Thursday, May 10, 2007

The Iraqi Out of Iraq Caucus

I remember hearing that we are in Iraq at the request of the Iraqi government. Someone ought to tell that to the Iraqis.

On Tuesday, without note in the U.S. media, more than half of the members of Iraq's parliament rejected the continuing occupation of their country. 144 lawmakers signed onto a legislative petition calling on the United States to set a timetable for withdrawal, according to Nassar Al-Rubaie, a spokesman for the Al Sadr movement, the nationalist Shia group that sponsored the petition.

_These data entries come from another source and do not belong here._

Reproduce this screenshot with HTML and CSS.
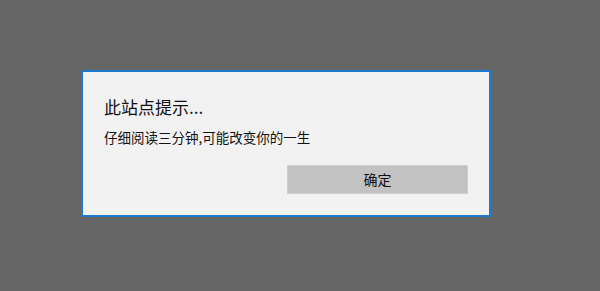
FILE: index.html
```html
<!DOCTYPE html>
<html lang="zh-CN">

<head>
    <meta charset="UTF-8">
    <title>此站点提示</title>
    <meta name="viewport" content="width=device-width, initial-scale=1.0">
    <link rel="stylesheet" href="styles.css">
</head>

<body>
    <div class="dialog">
        <div class="title">此站点提示...</div>
        <div class="message">仔细阅读三分钟,可能改变你的一生</div>
        <div class="actions">
            <button class="ok">确定</button>
        </div>
    </div>
</body>

</html>
```

FILE: styles.css
```css
body {
    margin: 0;
    min-height: 100vh;
    background: #666666;
    padding: 70px 0 0 81px;
    box-sizing: border-box;
    font-family: "Noto Sans CJK SC", "Noto Sans", sans-serif;
}

.dialog {
    width: 410px;
    height: 147px;
    box-sizing: border-box;
    background: #f2f2f2;
    border: 2px solid #1d7ad0;
    padding: 23px 21px 0 21px;
    color: #111;
}

.title {
    font-size: 17px;
    line-height: 24px;
}

.message {
    margin-top: 8px;
    font-size: 13.5px;
    line-height: 20px;
}

.actions {
    margin-top: 18px;
    display: flex;
    justify-content: flex-end;
}

.ok {
    width: 181px;
    height: 29px;
    background: #c2c2c2;
    border: 1px solid #cfcfcf;
    font-family: inherit;
    font-size: 14px;
    line-height: 25px;
    color: #111;
    padding: 0;
    cursor: pointer;
}
```
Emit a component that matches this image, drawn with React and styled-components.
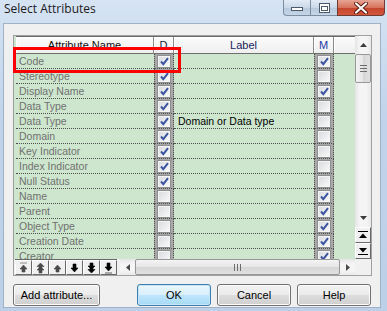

It's a hugely significant development. Lawmakers demanding an end to the occupation now have the upper hand in the Iraqi legislature for the first time; previous attempts at a similar resolution fell just short of the 138 votes needed to pass (there are 275 members of the Iraqi parliament, but many have fled the country's civil conflict, and at times it's been difficult to arrive at a quorum).

Reached by phone in Baghdad on Tuesday, Al-Rubaie said that he would present the petition, which is nonbinding, to the speaker of the Iraqi parliament and demand that a binding measure be put to a vote. Under Iraqi law, the speaker must present a resolution that's called for by a majority of lawmakers, but there are significant loopholes and what will happen next is unclear.


Given this, the debate in this country over benchmarks and timelines and withdrawals is almost completely irrelevant. The Iraqis don't want us in Iraq. We are refusing to leave, and that would be an ilegal occupation in a sovereign nation. As much as we'd like to, we don't own the Iraqi government. They're going to pass their own laws and go on their own vacation. If we believe in anything about Iraq, it's that democracy should be allowed to flourish in that country. Well, it's flourishing, all right. The bottom line is that US troops are illegally occupying the nation of Iraq. Congress has an opportunity to end that occupation.

By the way, you have to wear flak jackets in the Green Zone these days, inclluding INDOORS. We're greeted as liberators!

UPDATE: Look at that, Commander Guy wants benchmarks! Of course, his idea is benchmarks is that you tell the Iraqi government concrete steps they need to make, and if they don't reach them we shrug our shoulders and go "What can you do?" Benchmarks as defined by Bush are meaningless.